In that dark sea of existential dread, I found an unlikely port of respite: the scientific worldview. As a child, I was bored by science—taught it poorly, perhaps, or simply too inattentive to grasp its beauty. But now, in the wake of unraveling faith, I was drawn to the wonder-filled humility and clarity of thinkers like Carl Sagan and Richard Dawkins. They spoke of the natural world with reverence and rigor, and it felt like a revelation of sorts. "There is grandeur in this view of life," Darwin had written—and they echoed that grandeur without dogma. Where once I had been offered confident, yet ambiguous answers by adults and figures of authority, I now found something far more liberating: a worldview in which "I don't know" was not a failure, but sometimes the most honest—and celebrated—response.
But one of the most profound teachings from this time came from the first pages of Unweaving the Rainbow—a book on how the scientific worldview can reveal the poetry of reality and still stir an appetite for wonder. Dawkins opens with:
"We are going to die, and that makes us the lucky ones. Most people are never going to die because they are never going to be born. The potential people who could have been here in my place but who will in fact never see the light of day outnumber the sand grains of Arabia. Certainly those unborn ghosts include greater poets than Keats, greater scientists than Newton. We know this because the set of possible people allowed by our DNA so massively outnumbers the set of actual people. In the teeth of these stupefying odds it is you and I, in our ordinariness, that are here."

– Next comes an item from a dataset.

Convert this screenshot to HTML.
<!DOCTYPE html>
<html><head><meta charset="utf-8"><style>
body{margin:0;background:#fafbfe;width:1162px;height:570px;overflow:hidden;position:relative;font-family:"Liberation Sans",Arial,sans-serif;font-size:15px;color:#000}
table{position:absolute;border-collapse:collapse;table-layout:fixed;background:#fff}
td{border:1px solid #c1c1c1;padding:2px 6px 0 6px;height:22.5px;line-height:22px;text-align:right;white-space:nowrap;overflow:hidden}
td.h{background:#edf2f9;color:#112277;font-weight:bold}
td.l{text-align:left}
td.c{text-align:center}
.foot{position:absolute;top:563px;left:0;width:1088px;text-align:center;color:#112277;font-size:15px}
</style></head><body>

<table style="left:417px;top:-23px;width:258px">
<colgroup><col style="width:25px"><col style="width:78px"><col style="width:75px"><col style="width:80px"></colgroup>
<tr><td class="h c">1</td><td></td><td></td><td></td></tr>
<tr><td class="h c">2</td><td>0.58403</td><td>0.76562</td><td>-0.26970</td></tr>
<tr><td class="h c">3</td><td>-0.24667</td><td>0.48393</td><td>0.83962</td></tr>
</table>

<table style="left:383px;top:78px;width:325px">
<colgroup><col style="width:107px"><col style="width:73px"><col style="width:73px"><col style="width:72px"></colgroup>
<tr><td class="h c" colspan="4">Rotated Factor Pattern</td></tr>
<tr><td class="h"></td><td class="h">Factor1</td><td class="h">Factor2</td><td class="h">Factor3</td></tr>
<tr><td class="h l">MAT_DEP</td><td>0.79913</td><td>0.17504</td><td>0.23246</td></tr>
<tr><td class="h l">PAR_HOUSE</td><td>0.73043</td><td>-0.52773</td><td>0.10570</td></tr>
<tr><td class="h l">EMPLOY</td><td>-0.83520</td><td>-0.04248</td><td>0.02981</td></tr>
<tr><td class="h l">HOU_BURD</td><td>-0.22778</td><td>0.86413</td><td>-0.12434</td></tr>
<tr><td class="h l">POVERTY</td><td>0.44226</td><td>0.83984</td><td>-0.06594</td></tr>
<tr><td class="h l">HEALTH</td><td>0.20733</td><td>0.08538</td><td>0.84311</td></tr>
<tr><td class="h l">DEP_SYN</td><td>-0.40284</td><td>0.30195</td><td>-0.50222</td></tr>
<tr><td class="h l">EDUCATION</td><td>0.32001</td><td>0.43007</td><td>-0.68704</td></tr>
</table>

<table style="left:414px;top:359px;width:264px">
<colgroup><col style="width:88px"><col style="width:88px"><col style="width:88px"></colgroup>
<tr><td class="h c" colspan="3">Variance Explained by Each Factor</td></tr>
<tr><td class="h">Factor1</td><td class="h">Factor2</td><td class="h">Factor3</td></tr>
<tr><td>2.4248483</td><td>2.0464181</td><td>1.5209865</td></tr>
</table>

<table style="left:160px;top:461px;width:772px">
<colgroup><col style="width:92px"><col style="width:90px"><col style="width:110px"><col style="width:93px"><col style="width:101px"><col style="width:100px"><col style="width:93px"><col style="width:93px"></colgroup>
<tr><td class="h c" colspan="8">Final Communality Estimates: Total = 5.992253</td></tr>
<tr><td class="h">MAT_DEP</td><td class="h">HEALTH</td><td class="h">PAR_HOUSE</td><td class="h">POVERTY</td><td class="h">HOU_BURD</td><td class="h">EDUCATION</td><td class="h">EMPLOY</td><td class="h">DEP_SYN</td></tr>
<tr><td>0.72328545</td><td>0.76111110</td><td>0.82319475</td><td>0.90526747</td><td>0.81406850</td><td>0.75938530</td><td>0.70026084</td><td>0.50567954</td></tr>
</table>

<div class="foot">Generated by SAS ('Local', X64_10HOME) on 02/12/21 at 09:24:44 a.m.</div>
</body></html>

These words did much to dampen my growing existential anxieties and filled me with the inspiration to - as he later writes: "...understand why our eyes are open, and why they see what they do, in the short time before they close forever."
So I carried forward my lifelong impulse to record and connect with the stories written on the faces of those around me, now coupled with a growing fascination with our shared evolutionary past. I believed that by piecing together the faces of those who came before us, I might uncover something essential—something universal—about what it means to be human. At that time, it felt to me like a finite life well spent.
The studio became a kind of sanctuary where time collapsed. As I shaped clay over the brow bone of a Neanderthal or sculpted the nostrils of a Paranthropus, I felt an intimacy with these long-gone individuals. Through my hands, it felt possible to ask the same questions I once posed while drawing the woman across from me on the train. Who was this person? What did they love? What made them laugh, or grieve? Did they, too, feel the weight of the unknown?
With each face I sculpted—whether of the living person before me or an ancestor known only through fossilized remains—I was ultimately asking the same question: What does it mean to be alive knowing we will die? In the absence of supernatural promises, how do we face the brevity of our existence? These questions became the current underlying all my work. In that creative space, I could trace the lineage of human awareness from its earliest glimmers to its present complexity. I hoped that by looking backward—deeply and carefully—I might illuminate the present. That by understanding our origins, I might better comprehend how to live with the knowledge of my own inevitable ending.
With this approach, the tempest of existential anxiety began to lose its fury. The waves calmed. My ship found equilibrium—for a time.